# Esther Perel: The secret to desire in a long-term relationship



## tacoma (May 1, 2011)

Esther Perel give a Ted Talk on how to keep it hot in any LTR/Marriage.

Entertaining and enlightening.

"Sex isn't something you do, it's a place you go"

Good stuff



> In long-term relationships, we often expect our beloved to be both best friend and erotic partner. But as Esther Perel argues, good and committed sex draws on two conflicting needs: our need for security and our need for surprise. So how do you sustain desire? With wit and eloquence, Perel lets us in on the mystery of erotic intelligence.
> Esther Perel: The secret to desire in a long-term relationship | Video on TED.com


----------



## SimplyAmorous (Nov 25, 2009)

I have her book...Mating in Captivity: Unlocking Erotic Intelligence: 

That was the 1st I ever heard her speak...it was very good :smthumbup:... but yet... I remember starting to read that book 3 + yrs ago now....and thinking to myself... "well we ought to be bored out of our minds !!!" (but we weren't)....with what she was saying.....because we have always always always had the higher dose of belonging /love/comfort/security ~ "best friends" thing going on.. 
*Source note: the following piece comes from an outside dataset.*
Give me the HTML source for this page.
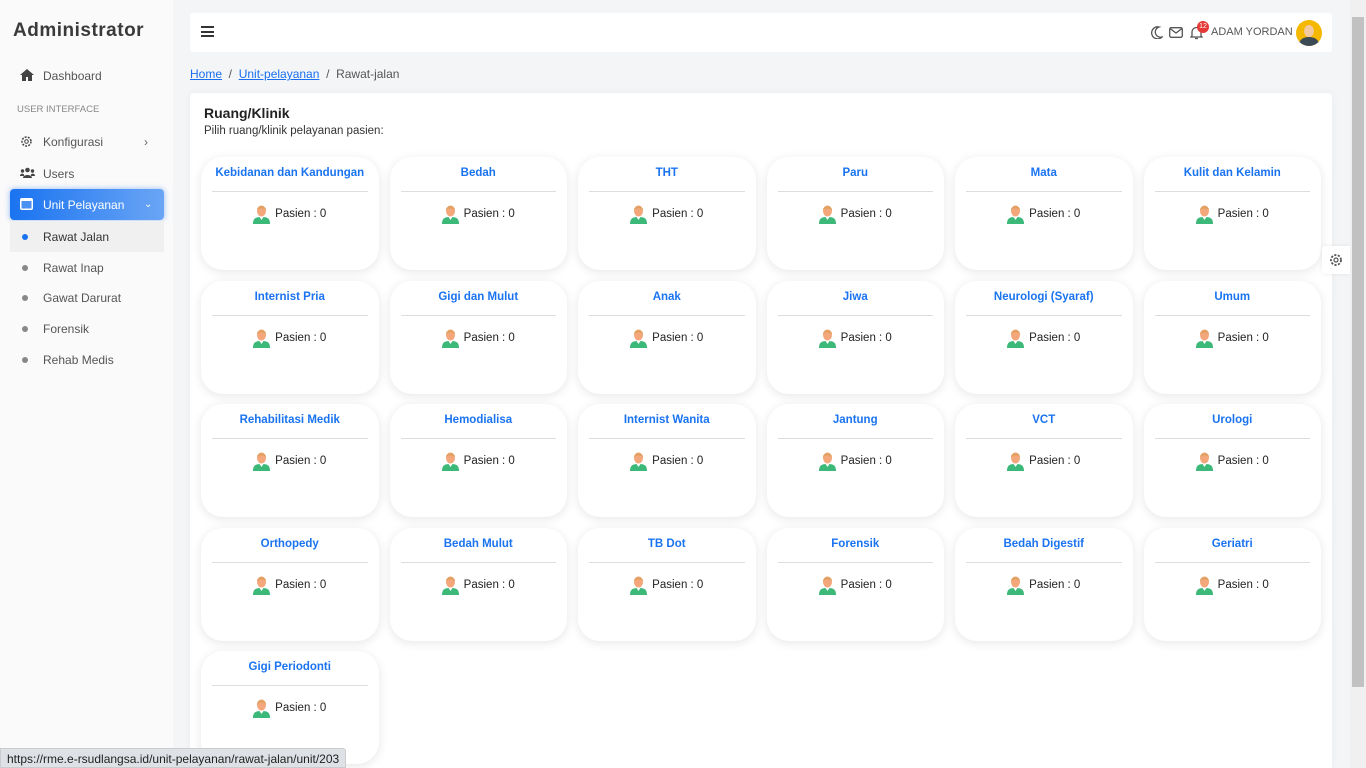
<!DOCTYPE html>
<html><head><meta charset="utf-8"><style>
*{box-sizing:border-box;margin:0;padding:0}
html,body{width:1366px;height:768px;overflow:hidden}
body{background:#f4f5f7;font-family:"Liberation Sans",sans-serif;color:#333;position:relative}
.sb{position:absolute;left:0;top:0;width:173px;height:768px;background:#fafafa}
.sb h1{position:absolute;left:13px;top:20px;font-size:19px;font-weight:bold;color:#3a3a3a;letter-spacing:.5px}
.it{position:absolute;left:10px;width:154px;height:31px;font-size:12px;color:#555;display:flex;align-items:center;padding-left:33px}
.it .ic{position:absolute;left:10px;top:9px}
.dot{position:absolute;left:12px;top:13px;width:6px;height:6px;border-radius:50%;background:#888}
.act{background:linear-gradient(90deg,#1a73f0,#6aa5f5);color:#fff;border-radius:4px;box-shadow:0 0 6px rgba(40,120,240,.5)}
.nav{position:absolute;left:190px;top:13px;width:1142px;height:39px;background:#fff;border-radius:3px}
.bc{position:absolute;left:190px;top:67px;font-size:12px;color:#555}
.bc a{color:#1a6ff0;text-decoration:underline}
.main{position:absolute;left:190px;top:93px;width:1142px;height:675px;background:#fff;border-radius:4px 4px 0 0;box-shadow:0 0 8px rgba(0,0,0,.05)}
.main h2{position:absolute;left:14px;top:12px;font-size:14px;color:#222}
.main p{position:absolute;left:14px;top:32px;font-size:11.5px;color:#333}
.grid{position:absolute;left:11px;top:64px;display:grid;grid-template-columns:repeat(6,177.5px);column-gap:11px;row-gap:10.5px}
.c{height:113px;background:#fff;border-radius:22px;box-shadow:0 2px 10px rgba(0,0,0,.1);position:relative}
.c .t{position:absolute;top:10px;left:0;right:0;text-align:center;font-size:11.5px;font-weight:bold;color:#1a73f0}
.c .l{position:absolute;top:34px;left:11px;right:11px;border-top:1px solid #ddd}
.c .pz{position:absolute;top:47px;left:0;right:0;display:flex;justify-content:center;align-items:center;font-size:11.5px;color:#222;gap:5px}
.scr{position:absolute;right:0;top:0;width:16px;height:768px;background:#f0f0f0}
.scr div{position:absolute;left:2px;top:17px;width:12px;height:670px;background:#c1c1c1}
.status{position:absolute;left:0;top:748px;height:20px;padding:0 6px;background:#dee1e6;font-size:12px;line-height:20px;color:#222;border:1px solid #ccc;border-radius:0 3px 0 0}
</style></head><body>
<div class="sb">
<h1>Administrator</h1>
<div class="it" style="top:60px"><svg class="ic" width="14" height="12" viewBox="0 0 14 12"><path d="M7 0L0 6h2v6h4V8h2v4h4V6h2z" fill="#444"/></svg>Dashboard</div>
<div style="position:absolute;left:17px;top:104px;font-size:9.5px;color:#888">USER INTERFACE</div>
<div class="it" style="top:126px"><svg class="ic" width="13" height="13" viewBox="0 0 13 13"><circle cx="6.5" cy="6.5" r="4.5" fill="none" stroke="#444" stroke-width="1.5" stroke-dasharray="2 1.2"/><circle cx="6.5" cy="6.5" r="1.8" fill="none" stroke="#444"/></svg>Konfigurasi<span style="position:absolute;left:134px;color:#666">›</span></div>
<div class="it" style="top:158px"><svg class="ic" width="15" height="12" viewBox="0 0 15 12"><circle cx="7.5" cy="3" r="2.3" fill="#444"/><circle cx="2.5" cy="4" r="1.7" fill="#444"/><circle cx="12.5" cy="4" r="1.7" fill="#444"/><path d="M3 11c0-4 9-4 9 0zM0 9c0-3 4-3 4-1v1zM15 9c0-3-4-3-4-1v1z" fill="#444"/></svg>Users</div>
<div class="it act" style="top:189px"><svg class="ic" width="13" height="12" viewBox="0 0 13 12"><rect x="0" y="0" width="13" height="12" rx="2" fill="#fff"/><rect x="1.5" y="3" width="10" height="7.5" fill="#4a8ff2"/></svg>Unit Pelayanan<span style="position:absolute;left:134px;font-size:10px">⌄</span></div>
<div class="it" style="top:221px;background:#f0f0f0;color:#333"><span class="dot" style="background:#1a73f0"></span>Rawat Jalan</div>
<div class="it" style="top:252px"><span class="dot"></span>Rawat Inap</div>
<div class="it" style="top:282px"><span class="dot"></span>Gawat Darurat</div>
<div class="it" style="top:313px"><span class="dot"></span>Forensik</div>
<div class="it" style="top:344px"><span class="dot"></span>Rehab Medis</div>
</div>
<div class="nav">
<div style="position:absolute;left:11px;top:13px;width:13px;height:11px;border-top:2px solid #333;border-bottom:2px solid #333"><div style="margin-top:2.5px;border-top:2px solid #333"></div></div>
<svg style="position:absolute;left:961px;top:13px" width="12" height="13" viewBox="0 0 12 13"><path d="M8 1a6 6 0 1 0 3 10A5 5 0 0 1 8 1z" fill="none" stroke="#555" stroke-width="1.3"/></svg>
<svg style="position:absolute;left:979px;top:14px" width="14" height="11" viewBox="0 0 14 11"><rect x=".7" y=".7" width="12.6" height="9.6" rx="1.5" fill="none" stroke="#555" stroke-width="1.3"/><path d="M1 1.5l6 4.5 6-4.5" fill="none" stroke="#555" stroke-width="1.3"/></svg>
<svg style="position:absolute;left:1000px;top:13px" width="13" height="14" viewBox="0 0 13 14"><path d="M2 10V6a4.5 4.5 0 0 1 9 0v4l1 1H1z" fill="none" stroke="#555" stroke-width="1.3"/><path d="M5 12.5h3" stroke="#555" stroke-width="1.3"/></svg>
<div style="position:absolute;left:1007px;top:8px;width:12px;height:12px;border-radius:50%;background:#e53935;color:#fff;font-size:7px;text-align:center;line-height:12px">12</div>
<div style="position:absolute;left:1021px;top:13px;font-size:11px;color:#555">ADAM YORDAN</div>
<div style="position:absolute;left:1106px;top:7px;width:26px;height:26px;border-radius:50%;background:#f5b800;overflow:hidden"><div style="position:absolute;left:8px;top:5px;width:10px;height:12px;border-radius:50%;background:#f2c9a0"></div><div style="position:absolute;left:3px;top:17px;width:20px;height:14px;border-radius:50%;background:#3c4a55"></div></div>
</div>
<div class="bc"><a>Home</a> &nbsp;/&nbsp; <a>Unit-pelayanan</a> &nbsp;/&nbsp; Rawat-jalan</div>
<div class="main">
<h2>Ruang/Klinik</h2>
<p>Pilih ruang/klinik pelayanan pasien:</p>
<div class="grid" id="g"></div>
</div>
<div style="position:absolute;left:1322px;top:246px;width:28px;height:28px;background:#fff;border-radius:3px 0 0 3px;box-shadow:0 0 4px rgba(0,0,0,.08)"><svg style="margin:7px" width="14" height="14" viewBox="0 0 14 14"><circle cx="7" cy="7" r="5" fill="none" stroke="#555" stroke-width="1.8" stroke-dasharray="2.2 1.4"/><circle cx="7" cy="7" r="2" fill="none" stroke="#555" stroke-width="1.2"/></svg></div>
<div class="scr"><div></div></div>
<div class="status">https://rme.e-rsudlangsa.id/unit-pelayanan/rawat-jalan/unit/203</div>
<script>
var n=["Kebidanan dan Kandungan","Bedah","THT","Paru","Mata","Kulit dan Kelamin","Internist Pria","Gigi dan Mulut","Anak","Jiwa","Neurologi (Syaraf)","Umum","Rehabilitasi Medik","Hemodialisa","Internist Wanita","Jantung","VCT","Urologi","Orthopedy","Bedah Mulut","TB Dot","Forensik","Bedah Digestif","Geriatri","Gigi Periodonti"];
var ic='<svg width="17" height="20" viewBox="0 0 17 20"><path d="M0 20c0-6 3-7 8.5-7s8.5 1 8.5 7z" fill="#3cb878"/><path d="M6.5 13l2 3 2-3z" fill="#fff"/><ellipse cx="8.5" cy="7" rx="4.5" ry="5.5" fill="#f4a77a"/><path d="M4 6c0-5 9-5 9 0-2-2-7-2-9 0z" fill="#e0a060"/></svg>';
document.getElementById('g').innerHTML=n.map(function(x){return '<div class="c"><div class="t">'+x+'</div><div class="l"></div><div class="pz">'+ic+'Pasien : 0</div></div>'}).join('');
</script>
</body></html>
Yet... I can't say when we had sex all these years, we ever felt BORED with it... once we got to it.. it was highly passionate like we were dying for it (even it if was vanilla)...it was EROTIC to us !! 

Though...had we been more Creative with purposely trying to UP the Novelty, new places, new positions, more overt flirting, Hot lingerie/ teasing, adding some adventure....no doubt we would have been having A LOT more ... so in that vein - I'd have to agree with her... 

Though we still wouldn't choose to start spending Less time with each other (less bonding) to UP this "EROTIC desire"...

We are both "time" & "touch" & fools for the sensual side of the Romantic in Love making......I think we're screwed... I guess....so long as the passion is flowing... this works for us. 
It's excitement enough.


----------



## tacoma (May 1, 2011)

Thanks for the book recommendation SA. 
I just downloaded it (Almost forgot to choose which device to send it to and my daughters iPod was default That would've caused some hilarity around here.)

I never heard of her before and just stumbled across the video.

I don't agree with everything she said and my wife and I are like you as far as the spending time apart thing.
I do understand where she's coming from due to other relationships I've had in the past that might have improved if I had tried it.


----------



## Young at Heart (Jan 6, 2015)

I have read her book Mating in Captivity and wasn't that impressed. Don't get me wrong, it had some very good insights and ideas, but....

However........just saw the following TED talk she did on Infidelity and I think that she knocked a home run out of the park, especially with her ending.

https://www.youtube.com/watch?v=P2AUat93a8Q


----------



## EleGirl (Dec 3, 2011)

There is another thread right now on this exact topic

http://talkaboutmarriage.com/genera...090-secret-desire-long-term-relationship.html


----------